Do we believe Lenù? Her writing is no more stable than Lila’s declaration that she does not want to live. Both Nino and Lenù’s husband say to her, at various points: “Your liberation shouldn’t necessarily signify the loss of my freedom.” And yet, this is how Lenù and Lila love each other. They resist differently; Lila embraces a literal effacement that, for Lenù, can only be countered, and encountered, through writing, where she disappears herself. “The only problem has always been the disquiet of my mind,” Lila says in a rush, or so we hear from Lenù. “I can’t stop it, I always have to do, redo, cover, uncover, reinforce, and then suddenly undo, break.” Anne Carson in tango three: “To stay human is to break a limitation.”

The primary feature of both women — and indeed, women from Ferrante’s other novels, most notably Olga from Days of Abandonment — is their response to their pervasive social condition of a beleaguered womanhood. They are tired of looking after their men, poverty, and an incendiary domestic life. Lila, whose magma of intelligence is envied continually by Lenù who has studied longer and more widely, reads pamphlets on work and unions left by a friend. “They helped to keep her anchored to the dull things of everyday, she was afraid of the silence of the house, of sleep, of her unruly heartbeats, of the shapes that threatened to break apart at any moment,” Lenù writes of her friend. But Lenù herself is agitated at not having more time to write under the pressures of domestic life. Her navigation of her own anxieties of becoming is by closing herself into writing. Maggie Nelson writes in The Argonauts, another essay in the poetic form: “Our diagnosis is similar, but our perversities are not compatible.”

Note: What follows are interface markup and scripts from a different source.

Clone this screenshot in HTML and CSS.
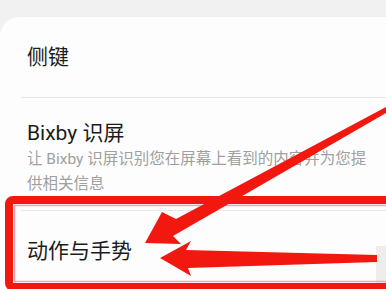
FILE: index.html
```html
<!DOCTYPE html>
<html lang="zh-CN">

<head>
    <meta charset="UTF-8">
    <meta name="viewport" content="width=device-width, initial-scale=1.0">
    <title>设置</title>
    <link rel="stylesheet" href="styles.css">
</head>

<body>
    <div class="screen">
        <div class="card">
            <div class="item">
                <div class="title">侧键</div>
            </div>
            <div class="divider"></div>
            <div class="item item-sub">
                <div class="title">Bixby 识屏</div>
                <div class="desc">让 Bixby 识屏识别您在屏幕上看到的内容并为您提供相关信息</div>
            </div>
            <div class="divider"></div>
            <div class="item">
                <div class="title">动作与手势</div>
            </div>
        </div>

        <!-- Annotation layer: red box and arrows drawn over the list -->
        <svg class="marks" width="386" height="289" viewBox="0 0 386 289">
            <rect x="376" y="246" width="12" height="43" fill="#efeceb" />
            <rect x="9" y="200" width="400" height="87" rx="4" fill="none" stroke="#f2180f" stroke-width="8" />
            <rect x="14.5" y="205.5" width="400" height="76" fill="none" stroke="#f6a3ab" stroke-width="1.5" />
            <polygon fill="#f2180f" points="145,243 162,212 176,219 386,107 386,113 173,236 181,244" />
            <polygon fill="#f2180f" points="160,258 191,241 186,250 377,255 377,262 188,268 191,276" />
        </svg>
    </div>
</body>

</html>
```

FILE: styles.css
```css
body {
    margin: 0;
    background-color: #f1f1f1;
    font-family: Roboto, "Noto Sans CJK SC", sans-serif;
}

.screen {
    position: relative;
    width: 386px;
    height: 289px;
    overflow: hidden;
}

.card {
    margin-top: 17px;
    background-color: #fdfdfd;
    border-top-left-radius: 20px;
}

.item {
    display: flex;
    flex-direction: column;
    justify-content: center;
    height: 80px;
    padding: 0 14px 0 27px;
}

.item-sub {
    height: auto;
    padding-top: 21px;
    padding-bottom: 13px;
}

.title {
    font-size: 21px;
    line-height: 28px;
    color: #1c1c1c;
}

.desc {
    font-size: 15.5px;
    line-height: 25px;
    color: #a0a0a0;
}

.divider {
    height: 1px;
    margin-left: 21px;
    background-color: #e8e8e8;
}

/* Annotation overlay */
.marks {
    position: absolute;
    top: 0;
    left: 0;
    pointer-events: none;
}
```
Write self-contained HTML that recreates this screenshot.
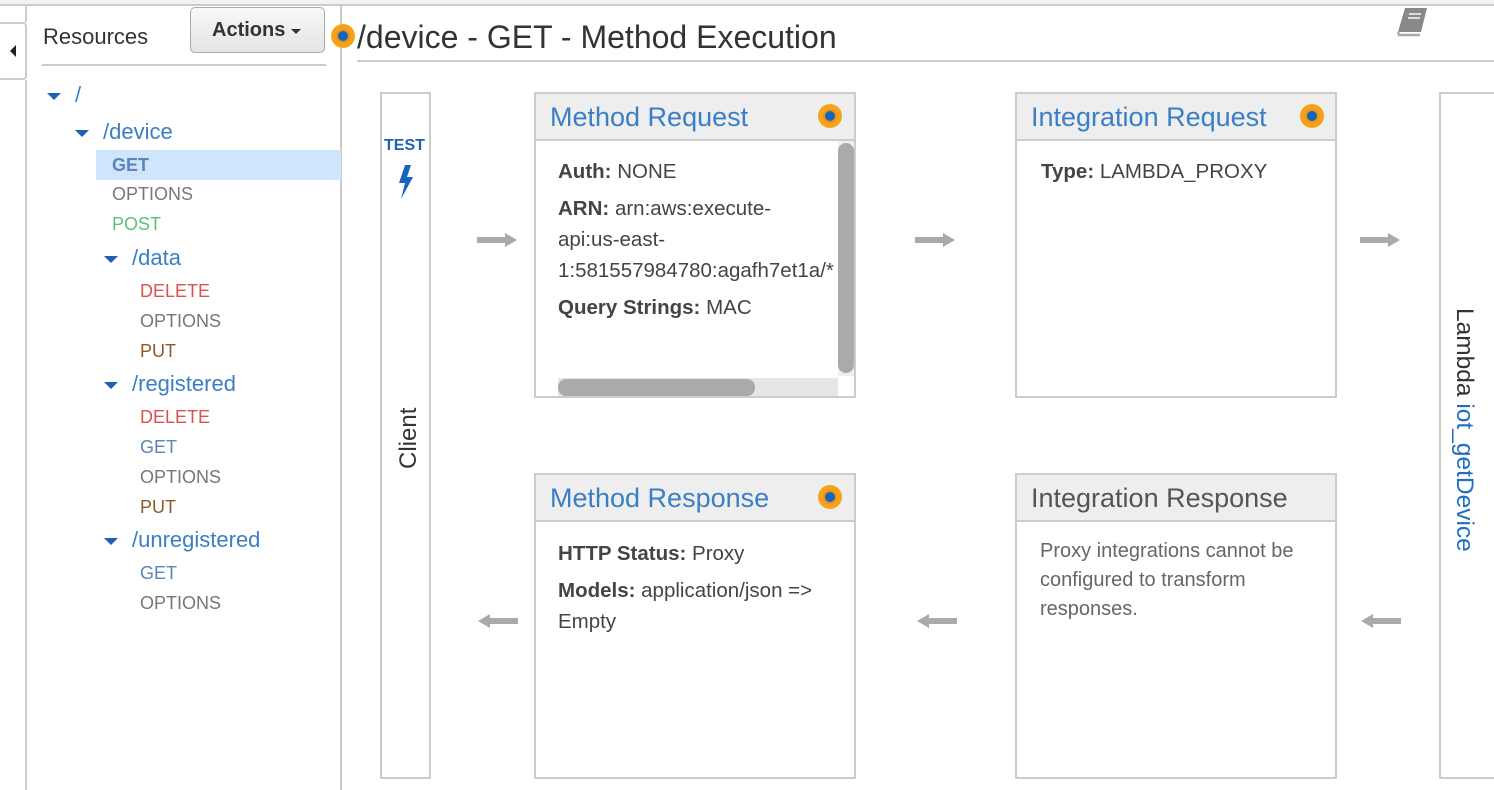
<!DOCTYPE html>
<html><head><meta charset="utf-8"><style>
*{margin:0;padding:0;box-sizing:border-box}
body{width:1494px;height:790px;background:#fff;position:relative;overflow:hidden;font-family:"Liberation Sans",Arial,sans-serif;color:#444}
.a{position:absolute}
.t{position:absolute;white-space:nowrap}
.box{position:absolute;border:2px solid #ccc;background:#fff}
.hd{position:absolute;left:0;right:0;top:0;height:47px;background:#eee;border-bottom:2px solid #ccc;font-size:27px;color:#3a7fc6;padding:8px 0 0 14px}
.dot{position:absolute;width:24px;height:24px;border-radius:50%;background:#f7a21b;}
.dot:after{content:"";position:absolute;left:7px;top:7px;width:10px;height:10px;border-radius:50%;background:#1565c0;box-shadow:0 0 0 2px #e89418}
.bd{position:absolute;font-size:20.5px;line-height:31px;color:#444}
.bd b{color:#444}
.tri{display:inline-block;width:0;height:0;border-left:7px solid transparent;border-right:7px solid transparent;border-top:7px solid #1f5fb5;margin-right:14px;vertical-align:middle}
.m{font-size:18px}
.r{font-size:22px;color:#3a7fc6}
.arr{position:absolute;width:40px;height:14px}
</style></head><body>
<div class="a" style="left:0;top:0;width:1494px;height:6px;background:#f2f2f2;border-bottom:2px solid #ccc"></div>
<div class="a" style="left:0;top:22px;width:27px;height:58px;border:2px solid #ccc;border-left:none;border-radius:0 4px 4px 0;background:#fff"></div>
<div class="a" style="left:10px;top:45px;width:0;height:0;border-top:6px solid transparent;border-bottom:6px solid transparent;border-right:6px solid #222"></div>
<div class="a" style="left:25px;top:80px;width:2px;height:710px;background:#ccc"></div>
<div class="a" style="left:25px;top:6px;width:2px;height:16px;background:#ccc"></div>
<div class="a" style="left:340px;top:6px;width:2px;height:784px;background:#ccc"></div>
<div class="t" style="left:43px;top:24px;font-size:22px;color:#333">Resources</div>
<div class="a" style="left:190px;top:7px;width:135px;height:46px;border:1px solid #aaa;border-radius:5px;background:linear-gradient(#f8f8f8,#e4e4e4)"></div>
<div class="t" style="left:212px;top:19px;font-size:20px;font-weight:bold;color:#333">Actions</div>
<div class="a" style="left:291px;top:29px;border-left:5px solid transparent;border-right:5px solid transparent;border-top:5px solid #333"></div>
<div class="a" style="left:42px;top:64px;width:284px;height:2px;background:#ccc"></div>
<div class="a" style="left:96px;top:150px;width:245px;height:30px;background:#cfe5fc"></div>
<div class="t r" style="left:47px;top:82px"><span class="tri"></span>/</div>
<div class="t r" style="left:75px;top:119px"><span class="tri"></span>/device</div>
<div class="t m" style="left:112px;top:155px;font-weight:bold;color:#5b84b8">GET</div>
<div class="t m" style="left:112px;top:184px;color:#777">OPTIONS</div>
<div class="t m" style="left:112px;top:214px;color:#5cc07a">POST</div>
<div class="t r" style="left:104px;top:245px"><span class="tri"></span>/data</div>
<div class="t m" style="left:140px;top:281px;color:#d9534f">DELETE</div>
<div class="t m" style="left:140px;top:311px;color:#777">OPTIONS</div>
<div class="t m" style="left:140px;top:341px;color:#8b5a2b">PUT</div>
<div class="t r" style="left:104px;top:371px"><span class="tri"></span>/registered</div>
<div class="t m" style="left:140px;top:407px;color:#d9534f">DELETE</div>
<div class="t m" style="left:140px;top:437px;color:#5b84b8">GET</div>
<div class="t m" style="left:140px;top:467px;color:#777">OPTIONS</div>
<div class="t m" style="left:140px;top:497px;color:#8b5a2b">PUT</div>
<div class="t r" style="left:104px;top:527px"><span class="tri"></span>/unregistered</div>
<div class="t m" style="left:140px;top:563px;color:#5b84b8">GET</div>
<div class="t m" style="left:140px;top:593px;color:#777">OPTIONS</div>

<div class="dot" style="left:331px;top:24px"></div>
<div class="t" style="left:357px;top:19px;font-size:32px;color:#333">/device - GET - Method Execution</div>
<div class="a" style="left:357px;top:60px;width:1137px;height:2px;background:#ccc"></div>
<svg class="a" style="left:1396px;top:7px" width="34" height="30" viewBox="0 0 34 30"><path d="M9 1h22l-6 24H2z" fill="#888"/><path d="M2 25l1 3h21" stroke="#aaa" stroke-width="2.5" fill="none"/><rect x="13" y="6" width="12" height="2" fill="#ddd"/><rect x="12" y="10" width="12" height="2" fill="#ddd"/></svg>

<div class="box" style="left:380px;top:92px;width:51px;height:687px"></div>
<div class="t" style="left:384px;top:137px;font-size:16px;font-weight:bold;color:#1f5fb5">TEST</div>
<svg class="a" style="left:396px;top:164px" width="20" height="36" viewBox="0 0 20 36"><path d="M9 1L3 19h6L5 35 17 13h-6l4-12z" fill="#1565c0"/></svg>
<div class="t" style="font-size:24px;color:#333;transform:rotate(-90deg);transform-origin:left top;top:469px;left:395px">Client</div>

<div class="box" style="left:534px;top:92px;width:322px;height:306px">
<div class="hd">Method Request</div><div class="dot" style="left:282px;top:10px"></div>
<div class="bd" style="left:22px;top:62px;width:280px;overflow:hidden;white-space:nowrap"><b>Auth:</b> NONE<div style="height:6px"></div><b>ARN:</b> arn:aws:execute-<br>api:us-east-<br>1:581557984780:agafh7et1a/*<div style="height:6px"></div><b>Query Strings:</b> MAC</div>
<div class="a" style="left:302px;top:47px;width:16px;height:235px;background:#eee"></div>
<div class="a" style="left:302px;top:49px;width:16px;height:230px;border-radius:8px;background:#aaa"></div>
<div class="a" style="left:22px;top:284px;width:280px;height:18px;background:#e6e6e6"></div>
<div class="a" style="left:22px;top:285px;width:197px;height:17px;border-radius:8px;background:#aaa"></div>
</div>
<div class="box" style="left:1015px;top:92px;width:322px;height:306px">
<div class="hd">Integration Request</div><div class="dot" style="left:283px;top:10px"></div>
<div class="bd" style="left:24px;top:62px"><b>Type:</b> LAMBDA_PROXY</div>
</div>
<div class="box" style="left:534px;top:473px;width:322px;height:306px">
<div class="hd">Method Response</div><div class="dot" style="left:282px;top:10px"></div>
<div class="bd" style="left:22px;top:63px"><b>HTTP Status:</b> Proxy<div style="height:6px"></div><b>Models:</b> application/json =&gt;<br>Empty</div>
</div>
<div class="box" style="left:1015px;top:473px;width:322px;height:306px">
<div class="hd" style="color:#555">Integration Response</div>
<div class="bd" style="left:23px;top:62px;font-size:20px;line-height:29px;color:#666">Proxy integrations cannot be<br>configured to transform<br>responses.</div>
</div>
<div class="box" style="left:1439px;top:92px;width:60px;height:687px"></div>
<div class="t" style="font-size:24.5px;color:#333;transform:rotate(90deg);transform-origin:left top;left:1478px;top:308px">Lambda <span style="color:#1f6fc5">iot_getDevice</span></div>

<svg class="arr" style="left:477px;top:233px" viewBox="0 0 40 14"><path d="M0 4h28V0l12 7-12 7v-4H0z" fill="#aaa"/></svg>
<svg class="arr" style="left:915px;top:233px" viewBox="0 0 40 14"><path d="M0 4h28V0l12 7-12 7v-4H0z" fill="#aaa"/></svg>
<svg class="arr" style="left:1360px;top:233px" viewBox="0 0 40 14"><path d="M0 4h28V0l12 7-12 7v-4H0z" fill="#aaa"/></svg>
<svg class="arr" style="left:478px;top:614px" viewBox="0 0 40 14"><path d="M40 4H12V0L0 7l12 7v-4h28z" fill="#aaa"/></svg>
<svg class="arr" style="left:917px;top:614px" viewBox="0 0 40 14"><path d="M40 4H12V0L0 7l12 7v-4h28z" fill="#aaa"/></svg>
<svg class="arr" style="left:1361px;top:614px" viewBox="0 0 40 14"><path d="M40 4H12V0L0 7l12 7v-4h28z" fill="#aaa"/></svg>
</body></html>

The worlds that Lenù and Lila fashion their individual departures from are not wholly compatible either. Lenù finds herself crossing the stradone that links her neighbourhood to the rest of Naples and beyond frequently, until returning entails its own form of disquiet. Patriarchy is a wider knot in editorial rooms, university campuses, her love affairs and her own crumbling household, but these struggles are untranslatable to Lila. For Lila, retreating further into the neighbourhood holds up a similar fate, but her insights into men, whilst comprehensible to Lenù who has been acquainted with those very men all her life, do not help either cope. In one of the most chilling passages of the series, Lila notes of Michele Solara, a brutal, intelligent man who has been obsessed with her since childhood: “Once, she thought, he asked me to become his lover. But that’s not what he really wants, there’s something else, something that doesn’t have to do with sex and that not even he can explain . . . Maybe he thinks that I have a power and that that power is indispensable to him. He wants it but he can’t get it, and it makes him suffer, it’s a thing he can’t take from me by force . . . Otherwise he would have crushed me by now.”

In her feminist treatise The Dialectic of Sex, Shulamith Firestone, whom Lenù might have encountered in her studies, writes similarly on patriarchal appropriations of romantic love: “The self-containment of the other creates desire (read: a challenge); admiration (envy) of the other becomes a wish to incorporate (possess) its qualities.” Ferrante’s biggest triumph lies there, in revealing the ruptures of friendship — and love — without being beholden to the always-already of feminist solidarity. We do not learn from each other’s testimonies, or feminist treatises, or the Nino Sarratores of the world though we identify them every day, and we remain uncertain about how to enable each other’s acts of resistance, be it writing oneself into the world or dissolving at its margins.

The Neapolitan quartet blazes through as a feminist project that is concerned with how women labour through the world and crucially, write their way out of it when the premise of their existence is to save each other from disappearance. “Unlike stories,” Lenù writes as a sobering act of admission, “real life, when it has passed, inclines towards obscurity, not clarity.” There, then, perhaps lies the beginnings of solidarity, or care, gesturing towards an efficacy of evisceration.